◆ **Goal**
Your task is to output the listing word for word, with pictures excluded.
# # # # #
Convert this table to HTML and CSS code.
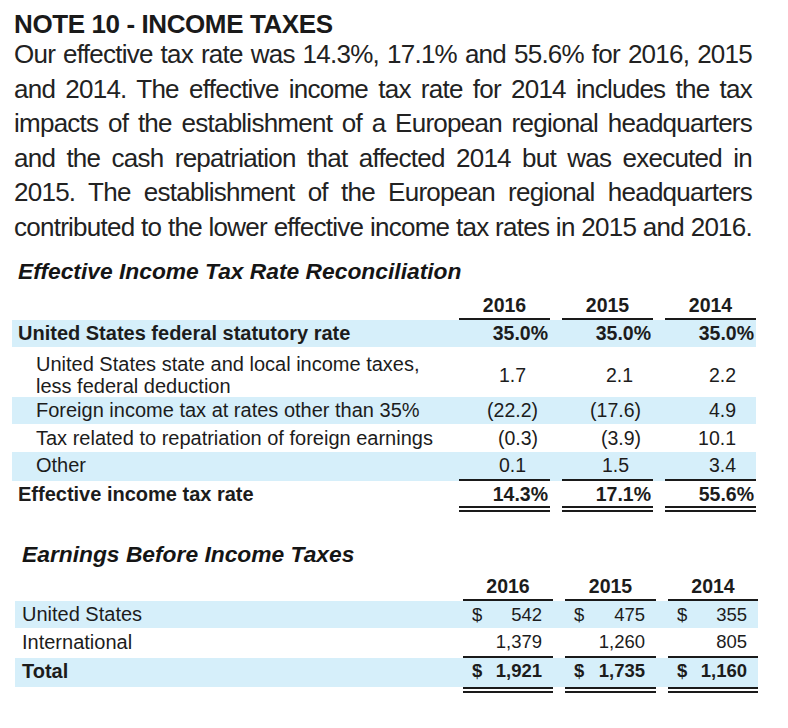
FILE: index.html
```html
<!DOCTYPE html>
<html lang="en">
<head>
<meta charset="utf-8">
<title>Note 10 - Income Taxes</title>
<link rel="stylesheet" href="styles.css">
</head>
<body>
<main class="page">
  <h1 class="note-title">NOTE 10 - INCOME TAXES</h1>
  <p class="note-text">Our effective tax rate was 14.3%, 17.1% and 55.6% for 2016, 2015<br>and 2014. The effective income tax rate for 2014 includes the tax<br>impacts of the establishment of a European regional headquarters<br>and the cash repatriation that affected 2014 but was executed in<br>2015. The establishment of the European regional headquarters<br>contributed to the lower effective income tax rates in 2015 and 2016.</p>

  <section class="recon">
    <h2 class="table-title">Effective Income Tax Rate Reconciliation</h2>
    <div class="rt">
      <div class="row head">
        <span></span><span class="yr">2016</span><span class="yr">2015</span><span class="yr">2014</span>
      </div>
      <div class="row band h27 strong">
        <span class="lbl">United States federal statutory rate</span>
        <span class="v pct">35.0%</span><span class="v pct">35.0%</span><span class="v pct">35.0%</span>
      </div>
      <div class="row two">
        <span class="lbl ind">United States state and local income taxes,<br>less federal deduction</span>
        <span class="v c1">1.7</span><span class="v c2">2.1</span><span class="v c3">2.2</span>
      </div>
      <div class="row band h27">
        <span class="lbl ind">Foreign income tax at rates other than 35%</span>
        <span class="v neg">(22.2)</span><span class="v neg">(17.6)</span><span class="v c3">4.9</span>
      </div>
      <div class="row h28">
        <span class="lbl ind">Tax related to repatriation of foreign earnings</span>
        <span class="v neg">(0.3)</span><span class="v neg">(3.9)</span><span class="v c3">10.1</span>
      </div>
      <div class="row band h27 sub">
        <span class="lbl ind">Other</span>
        <span class="v c1">0.1</span><span class="v c2b">1.5</span><span class="v c3">3.4</span>
      </div>
      <div class="row total strong">
        <span class="lbl">Effective income tax rate</span>
        <span class="v pct">14.3%</span><span class="v pct">17.1%</span><span class="v pct">55.6%</span>
      </div>
    </div>
  </section>

  <section class="earnings">
    <h2 class="table-title t2">Earnings Before Income Taxes</h2>
    <div class="et">
      <div class="row head">
        <span></span><span class="yr">2016</span><span class="yr">2015</span><span class="yr">2014</span>
      </div>
      <div class="row band h27">
        <span class="lbl">United States</span>
        <span class="m"><span>$</span><span>542</span></span>
        <span class="m"><span>$</span><span>475</span></span>
        <span class="m"><span>$</span><span>355</span></span>
      </div>
      <div class="row h28 sub">
        <span class="lbl">International</span>
        <span class="m end"><span>1,379</span></span>
        <span class="m end"><span>1,260</span></span>
        <span class="m end"><span>805</span></span>
      </div>
      <div class="row sum strong">
        <span class="lbl">Total</span>
        <span class="m"><span>$</span><span>1,921</span></span>
        <span class="m"><span>$</span><span>1,735</span></span>
        <span class="m"><span>$</span><span>1,160</span></span>
      </div>
    </div>
  </section>
</main>
</body>
</html>
```

FILE: styles.css
```css
* { box-sizing: border-box; }

html, body {
  margin: 0;
  padding: 0;
  background: #ffffff;
}

body {
  font-family: "Liberation Sans", Arial, sans-serif;
  color: #1c1c1c;
}

.page {
  width: 788px;
  padding-top: 11px;
}

.note-title {
  margin: 0 0 0 14px;
  font-size: 26px;
  line-height: 26px;
  font-weight: 700;
  letter-spacing: -0.4px;
  color: #1a1a1a;
}

.note-text {
  margin: 0 0 0 14px;
  width: 738px;
  font-size: 26px;
  line-height: 34.5px;
  letter-spacing: -0.75px;
  text-align: justify;
  text-align-last: justify;
  color: #222222;
}

.table-title {
  margin: 14px 0 0 18px;
  font-size: 22.8px;
  line-height: 26px;
  font-style: italic;
  font-weight: 700;
  color: #151515;
}

.table-title.t2 {
  margin: 29px 0 0 22px;
}

/* shared row grid */
.row {
  display: grid;
  column-gap: 12px;
}

.band { background: #d6effa; }

.strong { font-weight: 700; }

.lbl { font-size: 20px; }

.head .yr {
  font-weight: 700;
  text-align: center;
  line-height: 22px;
  padding-bottom: 2px;
  border-bottom: 2px solid #1a1a1a;
}

.v { text-align: right; }

/* ---------- reconciliation table ---------- */
.rt {
  margin: 10px 0 0 12px;
  width: 744px;
  font-size: 19.5px;
}

.rt .row { grid-template-columns: 1fr 91px 91px 91px; }

.rt .lbl { padding-left: 6px; }
.rt .lbl.ind { padding-left: 24px; }

.h27 { line-height: 27px; }
.h28 { line-height: 28px; }

.pct { padding-right: 2px; }
.neg { padding-right: 12px; }
.c1 { padding-right: 24px; }
.c2 { padding-right: 20px; }
.c2b { padding-right: 24px; }
.c3 { padding-right: 20px; }

.rt .two {
  padding-top: 6px;
  line-height: 22px;
  height: 50px;
  align-items: center;
}

.sub .v,
.sub .m {
  border-bottom: 2px solid #1a1a1a;
}

.rt .total {
  line-height: 24px;
  padding-top: 1px;
}

.rt .total .v {
  border-bottom: 6px double #1a1a1a;
}

/* ---------- earnings table ---------- */
.et {
  margin: 8px 0 0 15px;
  width: 743px;
  font-size: 19.5px;
}

.et .row { grid-template-columns: 1fr 90px 91px 90px; }

.et .lbl { padding-left: 7px; }

.m {
  display: flex;
  justify-content: space-between;
  padding: 0 11px 0 9px;
  font-size: 18.5px;
}

.m.end { justify-content: flex-end; }

.et .sum {
  line-height: 26px;
  background: linear-gradient(#d6effa, #d6effa) top left / 100% 29px no-repeat;
}

.et .sum .m {
  padding-bottom: 3px;
  border-bottom: 6px double #1a1a1a;
}
```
# # # # #
◆ **Task result**
Convert this table to HTML and CSS code.
FILE: index.html
```html
<!DOCTYPE html>
<html lang="en">
<head>
<meta charset="utf-8">
<title>Note 10 - Income Taxes</title>
<link rel="stylesheet" href="styles.css">
</head>
<body>
<main class="page">
  <h1 class="note-title">NOTE 10 - INCOME TAXES</h1>
  <p class="note-text">Our effective tax rate was 14.3%, 17.1% and 55.6% for 2016, 2015<br>and 2014. The effective income tax rate for 2014 includes the tax<br>impacts of the establishment of a European regional headquarters<br>and the cash repatriation that affected 2014 but was executed in<br>2015. The establishment of the European regional headquarters<br>contributed to the lower effective income tax rates in 2015 and 2016.</p>

  <section class="recon">
    <h2 class="table-title">Effective Income Tax Rate Reconciliation</h2>
    <div class="rt">
      <div class="row head">
        <span></span><span class="yr">2016</span><span class="yr">2015</span><span class="yr">2014</span>
      </div>
      <div class="row band h27 strong">
        <span class="lbl">United States federal statutory rate</span>
        <span class="v pct">35.0%</span><span class="v pct">35.0%</span><span class="v pct">35.0%</span>
      </div>
      <div class="row two">
        <span class="lbl ind">United States state and local income taxes,<br>less federal deduction</span>
        <span class="v c1">1.7</span><span class="v c2">2.1</span><span class="v c3">2.2</span>
      </div>
      <div class="row band h27">
        <span class="lbl ind">Foreign income tax at rates other than 35%</span>
        <span class="v neg">(22.2)</span><span class="v neg">(17.6)</span><span class="v c3">4.9</span>
      </div>
      <div class="row h28">
        <span class="lbl ind">Tax related to repatriation of foreign earnings</span>
        <span class="v neg">(0.3)</span><span class="v neg">(3.9)</span><span class="v c3">10.1</span>
      </div>
      <div class="row band h27 sub">
        <span class="lbl ind">Other</span>
        <span class="v c1">0.1</span><span class="v c2b">1.5</span><span class="v c3">3.4</span>
      </div>
      <div class="row total strong">
        <span class="lbl">Effective income tax rate</span>
        <span class="v pct">14.3%</span><span class="v pct">17.1%</span><span class="v pct">55.6%</span>
      </div>
    </div>
  </section>

  <section class="earnings">
    <h2 class="table-title t2">Earnings Before Income Taxes</h2>
    <div class="et">
      <div class="row head">
        <span></span><span class="yr">2016</span><span class="yr">2015</span><span class="yr">2014</span>
      </div>
      <div class="row band h27">
        <span class="lbl">United States</span>
        <span class="m"><span>$</span><span>542</span></span>
        <span class="m"><span>$</span><span>475</span></span>
        <span class="m"><span>$</span><span>355</span></span>
      </div>
      <div class="row h28 sub">
        <span class="lbl">International</span>
        <span class="m end"><span>1,379</span></span>
        <span class="m end"><span>1,260</span></span>
        <span class="m end"><span>805</span></span>
      </div>
      <div class="row sum strong">
        <span class="lbl">Total</span>
        <span class="m"><span>$</span><span>1,921</span></span>
        <span class="m"><span>$</span><span>1,735</span></span>
        <span class="m"><span>$</span><span>1,160</span></span>
      </div>
    </div>
  </section>
</main>
</body>
</html>
```

FILE: styles.css
```css
* { box-sizing: border-box; }

html, body {
  margin: 0;
  padding: 0;
  background: #ffffff;
}

body {
  font-family: "Liberation Sans", Arial, sans-serif;
  color: #1c1c1c;
}

.page {
  width: 788px;
  padding-top: 11px;
}

.note-title {
  margin: 0 0 0 14px;
  font-size: 26px;
  line-height: 26px;
  font-weight: 700;
  letter-spacing: -0.4px;
  color: #1a1a1a;
}

.note-text {
  margin: 0 0 0 14px;
  width: 738px;
  font-size: 26px;
  line-height: 34.5px;
  letter-spacing: -0.75px;
  text-align: justify;
  text-align-last: justify;
  color: #222222;
}

.table-title {
  margin: 14px 0 0 18px;
  font-size: 22.8px;
  line-height: 26px;
  font-style: italic;
  font-weight: 700;
  color: #151515;
}

.table-title.t2 {
  margin: 29px 0 0 22px;
}

/* shared row grid */
.row {
  display: grid;
  column-gap: 12px;
}

.band { background: #d6effa; }

.strong { font-weight: 700; }

.lbl { font-size: 20px; }

.head .yr {
  font-weight: 700;
  text-align: center;
  line-height: 22px;
  padding-bottom: 2px;
  border-bottom: 2px solid #1a1a1a;
}

.v { text-align: right; }

/* ---------- reconciliation table ---------- */
.rt {
  margin: 10px 0 0 12px;
  width: 744px;
  font-size: 19.5px;
}

.rt .row { grid-template-columns: 1fr 91px 91px 91px; }

.rt .lbl { padding-left: 6px; }
.rt .lbl.ind { padding-left: 24px; }

.h27 { line-height: 27px; }
.h28 { line-height: 28px; }

.pct { padding-right: 2px; }
.neg { padding-right: 12px; }
.c1 { padding-right: 24px; }
.c2 { padding-right: 20px; }
.c2b { padding-right: 24px; }
.c3 { padding-right: 20px; }

.rt .two {
  padding-top: 6px;
  line-height: 22px;
  height: 50px;
  align-items: center;
}

.sub .v,
.sub .m {
  border-bottom: 2px solid #1a1a1a;
}

.rt .total {
  line-height: 24px;
  padding-top: 1px;
}

.rt .total .v {
  border-bottom: 6px double #1a1a1a;
}

/* ---------- earnings table ---------- */
.et {
  margin: 8px 0 0 15px;
  width: 743px;
  font-size: 19.5px;
}

.et .row { grid-template-columns: 1fr 90px 91px 90px; }

.et .lbl { padding-left: 7px; }

.m {
  display: flex;
  justify-content: space-between;
  padding: 0 11px 0 9px;
  font-size: 18.5px;
}

.m.end { justify-content: flex-end; }

.et .sum {
  line-height: 26px;
  background: linear-gradient(#d6effa, #d6effa) top left / 100% 29px no-repeat;
}

.et .sum .m {
  padding-bottom: 3px;
  border-bottom: 6px double #1a1a1a;
}
```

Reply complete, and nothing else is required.